Kaltlufttropfen in höheren Luftschichten machen das Wetter stets im Wortsinn "unberechenbar". Derzeit sind gleich drei davon über Europa unterwegs.

Ein Triumvirat der Kaltlufttropfen beherrscht aktuell das Wetter über
Mitteleuropa und macht es "unberechenbar". // Quelle: wetter3.de
Kaltlufttropfen entstehen, wenn kältere Luftmassen polaren Ursprungs nach Süden ausbrechen und dabei den Kontakt zu ihrer (nennen wir es mal) Heimat im kalten Norden verlieren. Sie sind dann gewissermaßen entwurzelt und irren in der Fremde, wo sie eigentlich nicht hingehören, wirr umher. Sie schwimmen wie Fettaugen auf einer feuchtwarmen Suppe subtropischer Bodenluft. Und das bringt Ungemach.

Unten warm, oben kalt, das bedeutet ordentlich Labilität in der Atmosphäre. Schauer- oder gar Gewitterwolken schießen unter den Kaltlufttropfen auf und entladen sich wieder. Die dadurch induzierten Umverteilungen der Luftmassen wirken wie feine Stöße mit einem Billardqueue oder wie das Rubbeln mit dem Wischmopp beim Eisstockschießen. Der Kaltlufttropfen bekommt so einen Drall, rutscht ein wenig zur Seite, nur um dort wieder mit seiner Labilität wirksam zu werden, die nächsten Wolken zu induzieren, neue Schauer zu produzieren und als Folge davon seine Zug- oder Rutschbahn abermals leicht zu verändern.

Dieses Spiel wiederholt sich so lange, bis entweder der kalte Tropfen sich mit der Zeit selbst in Luft auflöst – soll heißen, sich mit der Umgebungsluft so stark vermischt, dass sein Einfluss verpufft. Oder so ein Tropfen rutscht wieder gen Norden und findet den Weg zurück in seine Heimat. Auch dann hat der Spuk ein Ende.


Potenziertes Problem

Für Meteorologen sind solche Kaltlufttropfen ein Graus. Denn ihr wirres Zugverhalten ist selbst mit den besten Wettermodellen noch immer schwer berechenbar. Diese feinen chaotischen Wechsel, die so einen Tropfen mal etwas hierhin, mal etwas dorthin rutschen lassen, werden von so kleinräumigen und spontanen Strukturen beeinflusst, dass die Modelle, die immer nur in kilometerweiten Boxen und mit parametrisierten Übergängen rechnen, das gar nicht richtig abbilden können.

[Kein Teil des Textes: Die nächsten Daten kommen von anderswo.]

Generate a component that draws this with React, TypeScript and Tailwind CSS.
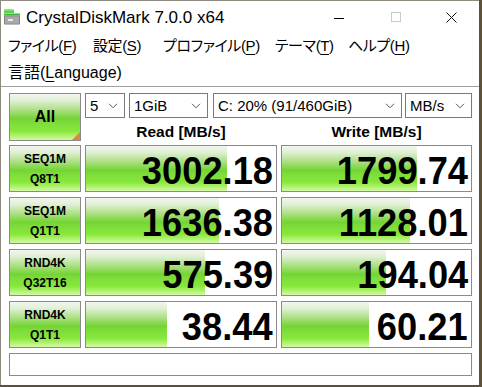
import React from "react";

const rows = [
  { l1: "SEQ1M", l2: "Q8T1", r: "3002.18", rw: 141, w: "1799.74", ww: 135 },
  { l1: "SEQ1M", l2: "Q1T1", r: "1636.38", rw: 133, w: "1128.01", ww: 128 },
  { l1: "RND4K", l2: "Q32T16", r: "575.39", rw: 119, w: "194.04", ww: 104 },
  { l1: "RND4K", l2: "Q1T1", r: "38.44", rw: 81, w: "60.21", ww: 87 },
];

const grad =
  "bg-[linear-gradient(to_bottom,#f3f6f0_0%,#e0f0d6_14%,#aee086_34%,#74d433_54%,#7edc3a_62%,#86e83a_80%,#aaf065_89%,#d4f8a8_100%)]";

const Chevron = () => (
  <svg width="10" height="6" viewBox="0 0 10 6">
    <path d="M1 0.8 L5 4.8 L9 0.8" fill="none" stroke="#5a5a5a" strokeWidth="1" />
  </svg>
);

function Combo({ cls, text }: { cls: string; text: string }) {
  return (
    <div
      className={`h-[25px] border border-[#7a7a7a] bg-white flex items-center justify-between pl-[4px] pr-[6px] text-[15px] text-black ${cls}`}
    >
      <span className="leading-none">{text}</span>
      <Chevron />
    </div>
  );
}

function Label({ a, b }: { a: string; b: string }) {
  return (
    <div
      className={`w-[72px] h-full border border-[#8a8a8a] ${grad} flex flex-col items-center justify-center text-[12px] font-bold leading-[20px] text-black`}
    >
      <span>{a}</span>
      <span>{b}</span>
    </div>
  );
}

function NumCell({ cls, val, bw }: { cls: string; val: string; bw: number }) {
  return (
    <div
      className={`relative h-full border border-[#8a8a8a] bg-white overflow-hidden flex items-center justify-end pr-[3px] pt-[3px] ${cls}`}
    >
      <div className={`absolute left-0 top-0 bottom-0 ${grad}`} style={{ width: bw }} />
      <span className="relative text-[39px] font-bold leading-none text-black origin-right scale-x-[0.93]">
        {val}
      </span>
    </div>
  );
}

function MenuItem({ cls, jp, key1 }: { cls: string; jp: string; key1: string }) {
  return (
    <div className={`shrink-0 whitespace-nowrap ${cls}`}>
      {jp}(<span className="underline underline-offset-[3px]">{key1}</span>)
    </div>
  );
}

export default function App() {
  return (
    <div className="w-[482px] h-[387px] bg-[#5d513a] overflow-hidden font-['Liberation_Sans','Noto_Sans_CJK_JP',sans-serif]">
      <div className="w-[479px] h-[385px] bg-white border-t border-l border-[#8f8a80] flex flex-col">
        {/* Title bar */}
        <div className="h-[32px] flex items-center shrink-0">
          <div className="ml-[3px] w-[16px] h-[16px]">
            <svg width="16" height="16" viewBox="0 0 16 16">
              <rect x="0" y="0" width="10" height="4" fill="#5fd04a" />
              <rect x="0" y="0" width="10" height="1.5" fill="#9be88a" />
              <rect x="0" y="4.5" width="16" height="2" fill="#3fb83a" />
              <rect x="0" y="6.5" width="16" height="9" rx="1" fill="#7a7a7a" />
              <rect x="0.8" y="7.3" width="14.4" height="7.4" rx="0.6" fill="#a9a9a9" />
              <rect x="4" y="10" width="5" height="2" fill="#e8e8e8" />
            </svg>
          </div>
          <div className="ml-[6px] text-[17px] text-black leading-none">CrystalDiskMark 7.0.0 x64</div>
          <div className="ml-auto flex h-full">
            <div className="w-[57px] h-full flex items-center justify-center">
              <div className="w-[10px] h-[1px] bg-black mt-[2px]" />
            </div>
            <div className="w-[57px] h-full flex items-center justify-center">
              <div className="w-[10px] h-[10px] border border-[#c6cbcb]" />
            </div>
            <div className="w-[55px] h-full flex items-center justify-center">
              <svg width="11" height="11" viewBox="0 0 11 11">
                <path d="M0.5 0.5 L10.5 10.5 M10.5 0.5 L0.5 10.5" stroke="#111" strokeWidth="1" />
              </svg>
            </div>
          </div>
        </div>

        {/* Menu */}
        <div className="text-[15px] tracking-[-0.4px] text-black [font-feature-settings:'palt'] shrink-0">
          <div className="h-[27px] flex items-center pl-[7px]">
            <MenuItem cls="w-[85px]" jp="ファイル" key1="F" />
            <MenuItem cls="w-[70px]" jp="設定" key1="S" />
            <MenuItem cls="w-[112px]" jp="プロファイル" key1="P" />
            <MenuItem cls="w-[73px]" jp="テーマ" key1="T" />
            <MenuItem cls="w-[80px]" jp="ヘルプ" key1="H" />
          </div>
          <div className="h-[27px] flex items-center pl-[7px] border-b border-[#a0a0a0]">
            <div className="whitespace-nowrap text-[16px] tracking-normal">
              言語(<span className="underline underline-offset-[3px]">L</span>anguage)
            </div>
          </div>
        </div>

        {/* Main */}
        <div className="pl-[8px] pt-[6px] flex flex-col">
          <div className="flex h-[52px]">
            <div
              className={`relative w-[72px] h-[48px] border border-[#8a8a8a] ${grad} flex items-center justify-center text-[16px] font-bold text-black`}
            >
              All
              <div className="absolute right-0 bottom-0 w-0 h-0 border-l-[8px] border-l-transparent border-b-[8px] border-b-[#d98a3a]" />
            </div>
            <div className="ml-[4px] flex flex-col">
              <div className="flex">
                <Combo cls="w-[40px]" text="5" />
                <Combo cls="w-[79px] ml-[4px]" text="1GiB" />
                <Combo cls="w-[189px] ml-[5px]" text="C: 20% (91/460GiB)" />
                <Combo cls="w-[67px] ml-[3px]" text="MB/s" />
              </div>
              <div className="flex h-[27px] items-center text-[15.5px] font-bold text-black">
                <div className="w-[192px] text-center">Read [MB/s]</div>
                <div className="w-[191px] ml-[4px] text-center">Write [MB/s]</div>
              </div>
            </div>
          </div>

          <div className="flex flex-col gap-[5px]">
            {rows.map((r, i) => (
              <div key={i} className="flex h-[47px]">
                <Label a={r.l1} b={r.l2} />
                <NumCell cls="w-[192px] ml-[4px]" val={r.r} bw={r.rw} />
                <NumCell cls="w-[191px] ml-[4px]" val={r.w} bw={r.ww} />
              </div>
            ))}
            <div className="h-[23px] w-[463px] border border-[#8a8a8a] bg-white" />
          </div>
        </div>
      </div>
    </div>
  );
}
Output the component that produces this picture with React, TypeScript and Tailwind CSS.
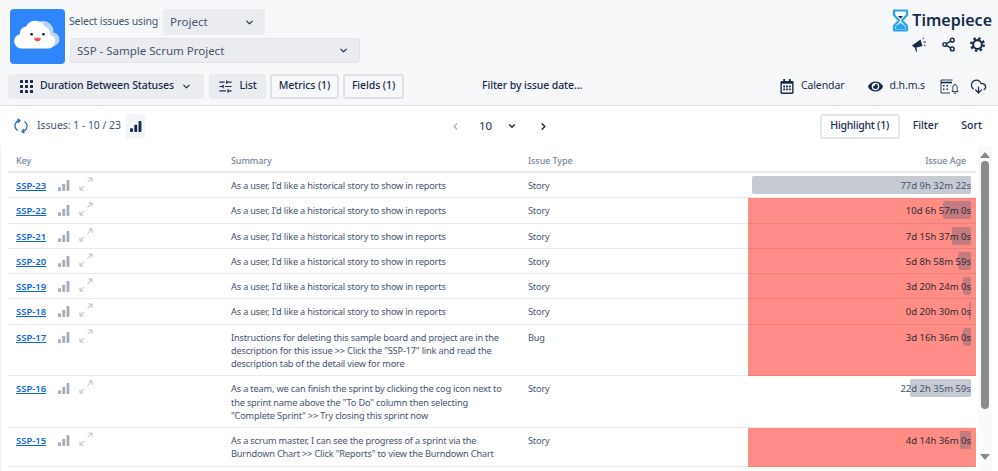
import React from "react";
import { ChevronDown, ChevronLeft, ChevronRight, SlidersHorizontal, Share2, CloudDownload } from "lucide-react";
import { FaRegCalendarAlt, FaEye } from "react-icons/fa";

const navy = "#172b4d";

const Bars = ({ className, color }: { className?: string; color: string }) => (
  <svg viewBox="0 0 14 13" className={className} fill={color}>
    <rect x="0" y="8.5" width="3.4" height="4.5" rx=".8" />
    <rect x="5" y="4.5" width="3.4" height="8.5" rx=".8" />
    <rect x="10" y="0" width="3.4" height="13" rx=".8" />
  </svg>
);

const Expand = () => (
  <svg viewBox="0 0 14 14" className="w-[14px] h-[14px]" fill="none" stroke="#b3b9c4" strokeWidth="1">
    <path d="M8.5 5.5 13 1M9.5 1H13V4.5" />
    <path d="M1 13 5 9M1 9.5V13H4.5" />
  </svg>
);

const GridDots = () => (
  <svg viewBox="0 0 13 13" className="w-[13px] h-[13px]" fill={navy}>
    {[0, 5, 10].flatMap((y) =>
      [0, 5, 10].map((x) => <rect key={`${x}-${y}`} x={x} y={y} width="3" height="3" rx=".5" />)
    )}
  </svg>
);

const Cloud = () => (
  <svg viewBox="0 0 37 37" className="w-[55px] h-[55px] rounded-[4px] shrink-0">
    <rect width="37" height="37" fill="#2f86fb" />
    <path d="M20 8.5a7 7 0 0 1 8.5 3.5c1 2 .6 3 .8 4a4.5 4.5 0 0 1 1.4 8.5L22 26z" fill="#b9d5fb" />
    <path
      d="M7.5 26.5a4.8 4.8 0 0 1-.9-9.500 4.600 4.600 0 0 1 4.200-5.200 7 7 0 0 1 12.700.2 5.600 5.600 0 0 1 3.500 5.300 4.700 4.700 0 0 1-.9 9.200z"
      fill="#fff"
    />
    <circle cx="14.500" cy="17" r=".9" fill="#222" />
    <circle cx="22.500" cy="17" r=".9" fill="#222" />
    <path d="M16.300 19.300h4.400a2.200 2.400 0 0 1-4.400 0z" fill="#f5544c" />
  </svg>
);

const Hourglass = () => (
  <svg viewBox="0 0 17 23" className="w-[17px] h-[23px] shrink-0">
    <path
      d="M2 1.500h13v4.500L10 11.500l5 5.500v4.500H2V17l5-5.500L2 6z"
      fill="none"
      stroke="#2aa3ee"
      strokeWidth="2.200"
      strokeLinejoin="round"
    />
    <path d="M6 7h5L8.500 9.800z" fill={navy} />
    <path d="M3.500 20.500V17.500L8.500 13.800l5 3.700v3z" fill="#2aa3ee" />
  </svg>
);

const Megaphone = () => (
  <svg viewBox="0 0 15 15" className="w-[16px] h-[15px]" fill={navy}>
    <path d="M0.500 8.500 9 2.500l2 6.500-7.500 2z" />
    <path d="M3.500 11 5 10.700 5.600 14.500 4.500 14.800z" />
    <path d="M11 2 12.500 0.700M12 5h2.500M12.500 8l1.500.7" stroke={navy} strokeWidth="1" fill="none" />
  </svg>
);

const Gear = () => (
  <svg viewBox="0 0 16 16" className="w-[15px] h-[15px]" fill="none" stroke={navy}>
    <circle cx="8" cy="8" r="4.700" strokeWidth="2.200" />
    <circle cx="8" cy="8" r="6.700" strokeWidth="2.400" strokeDasharray="2.600 2.660" />
  </svg>
);

const CalBell = () => (
  <svg viewBox="0 0 20 15" className="w-[20px] h-[15px]" fill="none" stroke={navy} strokeWidth=".9">
    <path d="M12.500 1H1v13h9" />
    <path d="M1 3.500h11" strokeWidth="1.600" />
    <g fill={navy} stroke="none">
      <rect x="3" y="6" width="1.500" height="1.500" />
      <rect x="6.500" y="6" width="1.500" height="1.500" />
      <rect x="3" y="9.500" width="1.500" height="1.500" />
      <rect x="6.500" y="9.500" width="1.500" height="1.500" />
    </g>
    <path d="M12 12.500c1-1 .8-2 .8-4.500a2.200 2.200 0 0 1 4.400 0c0 2.500-.2 3.500.8 4.500zM15 4.500v1M14 13.500a1 1 0 0 0 2 0" />
  </svg>
);

const Refresh = () => (
  <svg viewBox="0 0 14 16" className="w-[14px] h-[16px]" fill="none" stroke="#2f6aa8" strokeWidth="1.300">
    <path d="M3.500 12.500A5.500 5.500 0 0 1 5.500 2.500" />
    <path d="M3.500 0.800 6 2.500 4.300 5" />
    <path d="M10.500 3.500a5.500 5.500 0 0 1-2 10" />
    <path d="M10.500 15.200 8 13.500 9.700 11" />
  </svg>
);

type Row = { key: string; lines: string[]; type: string; age: string; w: number; red: boolean; h: string };
const story = ["As a user, I'd like a historical story to show in reports"];
const rows: Row[] = [
  { key: "SSP-23", lines: story, type: "Story", age: "77d 9h 32m 22s", w: 219, red: false, h: "h-[25.300px]" },
  { key: "SSP-22", lines: story, type: "Story", age: "10d 6h 57m 0s", w: 28, red: true, h: "h-[25.300px]" },
  { key: "SSP-21", lines: story, type: "Story", age: "7d 15h 37m 0s", w: 19, red: true, h: "h-[25.300px]" },
  { key: "SSP-20", lines: story, type: "Story", age: "5d 8h 58m 59s", w: 13, red: true, h: "h-[25.300px]" },
  { key: "SSP-19", lines: story, type: "Story", age: "3d 20h 24m 0s", w: 8, red: true, h: "h-[25.300px]" },
  { key: "SSP-18", lines: story, type: "Story", age: "0d 20h 30m 0s", w: 2, red: true, h: "h-[25.300px]" },
  {
    key: "SSP-17",
    lines: [
      "Instructions for deleting this sample board and project are in the",
      'description for this issue >> Click the "SSP-17" link and read the',
      "description tab of the detail view for more",
    ],
    type: "Bug",
    age: "3d 16h 36m 0s",
    w: 8,
    red: true,
    h: "h-[51.600px]",
  },
  {
    key: "SSP-16",
    lines: [
      "As a team, we can finish the sprint by clicking the cog icon next to",
      'the sprint name above the "To Do" column then selecting',
      '"Complete Sprint" >> Try closing this sprint now',
    ],
    type: "Story",
    age: "22d 2h 35m 59s",
    w: 61,
    red: false,
    h: "h-[51.800px]",
  },
  {
    key: "SSP-15",
    lines: [
      "As a scrum master, I can see the progress of a sprint via the",
      'Burndown Chart >> Click "Reports" to view the Burndown Chart',
    ],
    type: "Story",
    age: "4d 14h 36m 0s",
    w: 11,
    red: true,
    h: "h-[38.500px]",
  },
];

export default function App() {
  return (
    <div
      className="w-[998px] h-[471px] overflow-hidden bg-white text-[#44546f] flex flex-col"
      style={{ fontFamily: '"Noto Sans", sans-serif' }}
    >
      {/* Header */}
      <header className="h-[106px] shrink-0 bg-[#f7f8f9] border-b border-[#dfe1e6] flex flex-col">
        <div className="flex justify-between pl-[10px] pr-[6px] pt-[9px] h-[73px]">
          <div className="flex gap-[4px]">
            <Cloud />
            <div className="flex flex-col gap-[3px]">
              <div className="flex items-center gap-[5px]">
                <span className="w-[89px] whitespace-nowrap text-[10.500px] tracking-[-0.15px]">Select issues using</span>
                <div className="w-[102px] h-[26px] rounded-[3px] bg-[#ebecf0] flex items-center justify-between pl-[7px] pr-[10px] text-[11.500px]">
                  Project
                  <ChevronDown className="w-[11px] h-[11px] text-[#172b4d]" strokeWidth={2.500} />
                </div>
              </div>
              <div className="w-[290px] h-[25px] ml-[1px] rounded-[3px] bg-[#ebecf0] border border-[#e2e4e9] flex items-center justify-between pl-[6px] pr-[10px] text-[11.500px]">
                SSP - Sample Scrum Project
                <ChevronDown className="w-[11px] h-[11px] text-[#172b4d]" strokeWidth={2.500} />
              </div>
            </div>
          </div>
          <div className="flex flex-col items-end">
            <div className="flex items-center gap-[3px] text-[#172b4d] font-semibold text-[16px] leading-[23px]">
              <Hourglass />
              Timepiece
            </div>
            <div className="flex items-center gap-[14px] mt-[5px] pr-[7px]">
              <Megaphone />
              <Share2 className="w-[15px] h-[15px] text-[#172b4d]" strokeWidth={2.300} />
              <Gear />
            </div>
          </div>
        </div>
        <div className="flex items-center pl-[8px] pr-[11px] h-[26px] text-[#172b4d] text-[10.500px] tracking-[-0.1px]">
          <div className="w-[196px] h-[25px] rounded-[3px] bg-[#ebecf0] flex items-center pl-[12px] font-medium whitespace-nowrap">
            <GridDots />
            <span className="ml-[7px]">Duration Between Statuses</span>
            <ChevronDown className="w-[11px] h-[11px] ml-[7px]" strokeWidth={2.500} />
          </div>
          <div className="ml-[5px] w-[57px] h-[25px] rounded-[3px] bg-[#ebecf0] flex items-center justify-center gap-[6px] font-medium">
            <SlidersHorizontal className="w-[15px] h-[15px]" strokeWidth={1.800} />
            List
          </div>
          <div className="ml-[4px] w-[69px] h-[25px] rounded-[3px] border-2 border-[#dfe1e6] flex items-center justify-center font-medium">
            Metrics (1)
          </div>
          <div className="ml-[4px] w-[61px] h-[25px] rounded-[3px] border-2 border-[#dfe1e6] flex items-center justify-center font-medium">
            Fields (1)
          </div>
          <span className="ml-[78px] font-medium">Filter by issue date...</span>
          <FaRegCalendarAlt className="ml-auto w-[14px] h-[15px]" />
          <span className="ml-[7px]">Calendar</span>
          <FaEye className="ml-[24px] w-[15px] h-[15px]" />
          <span className="ml-[6px]">d.h.m.s</span>
          <span className="ml-[15px]">
            <CalBell />
          </span>
          <CloudDownload className="ml-[10px] w-[17px] h-[17px]" strokeWidth={1.800} />
        </div>
      </header>

      {/* Toolbar */}
      <div className="h-[40px] shrink-0 flex items-center pl-[14px] pr-[16px] text-[10.400px]">
        <Refresh />
        <span className="ml-[9px] w-[84px] whitespace-nowrap">Issues: 1 - 10 / 23</span>
        <div className="ml-[5px] w-[19px] h-[25px] rounded-[2px] bg-[#f4f5f7] flex items-center justify-center">
          <Bars className="w-[12px] h-[11px]" color={navy} />
        </div>
        <ChevronLeft className="ml-[305px] w-[11px] h-[11px] text-[#a5adba]" strokeWidth={2.500} />
        <span className="ml-[18px] w-[13px] text-[11.500px] text-[#172b4d]">10</span>
        <ChevronDown className="ml-[15px] w-[10px] h-[10px] text-[#172b4d]" strokeWidth={3} />
        <ChevronRight className="ml-[21px] w-[11px] h-[11px] text-[#172b4d]" strokeWidth={3} />
        <div className="ml-auto w-[80px] h-[25px] rounded-[3px] border-2 border-[#e4e6ea] flex items-center justify-center text-[#172b4d] font-medium text-[10.500px] tracking-[-0.25px]">
          Highlight (1)
        </div>
        <span className="ml-[13px] text-[#172b4d] font-medium text-[10.500px]">Filter</span>
        <span className="ml-[23px] text-[#172b4d] font-medium text-[10.500px]">Sort</span>
      </div>

      {/* Table */}
      <div className="flex flex-1 min-h-0 border-l border-[#f0f1f3]">
        <div className="w-[968px] ml-[7px] shrink-0">
          <div className="h-[27px] pt-[4px] flex items-center text-[9px] tracking-[-0.1px] font-medium text-[#7a869a] border-b-2 border-[#e4e6ea]">
            <span className="w-[223px] pl-[8px]">Key</span>
            <span className="w-[297px]">Summary</span>
            <span className="flex-1">Issue Type</span>
            <span className="pr-[10px]">Issue Age</span>
          </div>
          {rows.map((r) => (
            <div key={r.key} className={`${r.h} flex border-b border-[#e9ebee] text-[9.200px] tracking-[-0.17px] leading-[13.300px]`}>
              <div className="w-[223px] pl-[8px] pt-[6px] flex items-start">
                <a className="w-[31px] text-[9.500px] tracking-normal font-semibold underline text-[#0c66e4] whitespace-nowrap">{r.key}</a>
                <Bars className="ml-[11px] mt-[1px] w-[12px] h-[11px]" color="#a5adba" />
                <span className="ml-[9px] -mt-[2px]">
                  <Expand />
                </span>
              </div>
              <div className="w-[297px] pt-[6px] pr-[20px]">
                {r.lines.map((l) => (
                  <div key={l} className="whitespace-nowrap">
                    {l}
                  </div>
                ))}
              </div>
              <div className="w-[220px] pt-[6px]">{r.type}</div>
              <div
                className={`flex-1 relative pt-[6px] pr-[5px] text-right text-[9.500px] tracking-normal ${
                  r.red ? "bg-[#ff8d85] text-[#2c2a35] -mb-px border-b border-[#e8827c]" : ""
                }`}
              >
                <div
                  className={`absolute right-[5px] top-[3px] h-[18px] rounded-[2px] ${r.red ? "bg-[#c47b80]" : "bg-[#c5cad3]"}`}
                  style={{ width: r.w }}
                />
                <span className="relative whitespace-nowrap">{r.age}</span>
              </div>
            </div>
          ))}
        </div>

        {/* Scrollbar */}
        <div className="w-[14px] ml-[2px] shrink-0 bg-[#fafafa] flex flex-col items-center pt-[6px]">
          <div className="w-0 h-0 border-x-[5px] border-x-transparent border-b-[6px] border-b-[#8a8a8a]" />
          <div className="w-[8px] h-[248px] mt-[3px] rounded-[4px] bg-[#8c8c8c]" />
          <div className="mt-[45px] w-0 h-0 border-x-[5px] border-x-transparent border-t-[6px] border-t-[#8a8a8a]" />
        </div>
      </div>
    </div>
  );
}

Das grobe Bild geben die Modelle schon her: Die ungefähre Lage der Kaltlufttropfen zum aktuellen Zeitpunkt. Aber schon was in sechs Stunden sein wird, ist im Umfeld der Tropfen mit einer größeren Ungewissheit behaftet als normal. Geschweige denn, wenn man heute auf das Wetter in zwei oder gar drei Tagen blicken wollte.

Derzeit ist das Problem sogar noch potenziert: Über Mitteleuropa haben sich gleich drei unabhängige Kaltlufttropfen etabliert. Dort wabern sie herum, treiben ihre labilen Spielchen und lassen ganz sicher eines nicht zu: Eine verlässliche Wettervorhersage oder gar Flugwetterplanung, und das für ein ungewöhnlich großräumiges Gebiet.

Drei Kaltlufttropfen, das bedeutet gleich drei Fragezeichen hinter all dem, was in den nächsten Tagen in unserer Wetterküche angerichtet wird. Sicher ist nur eins: Es bleibt wechselhaft.

Wer jetzt noch etwas mehr zum Thema Kaltlufttropfen lesen will, dem sei ein Post im Blog von Meteo-Schweiz empfohlen: Von Kaltlufttropfen umzingelt.


Anmerkung: Solche Wetterlagen sind nicht grundsätzlich unfliegbar. Vor allem in den Räumen zwischen den Kaltlufttropfen können sich vorübergehend immer mal wieder nutzbare Bedingungen ergeben. Nur lässt sich das kaum verlässlich im voraus planen. Von einem Modelllauf zum nächsten und von einem Meteo-Modell zum anderen können die Ergebnisse stark variieren. Und die Realität vor Ort wird dann sehr häufig nochmals eine ganz andere sein. Wetterlagen mit Kaltlufttropfen bedeuten eigentlich immer: Man sollte auch noch ein Alternativprogramm auf Lager haben.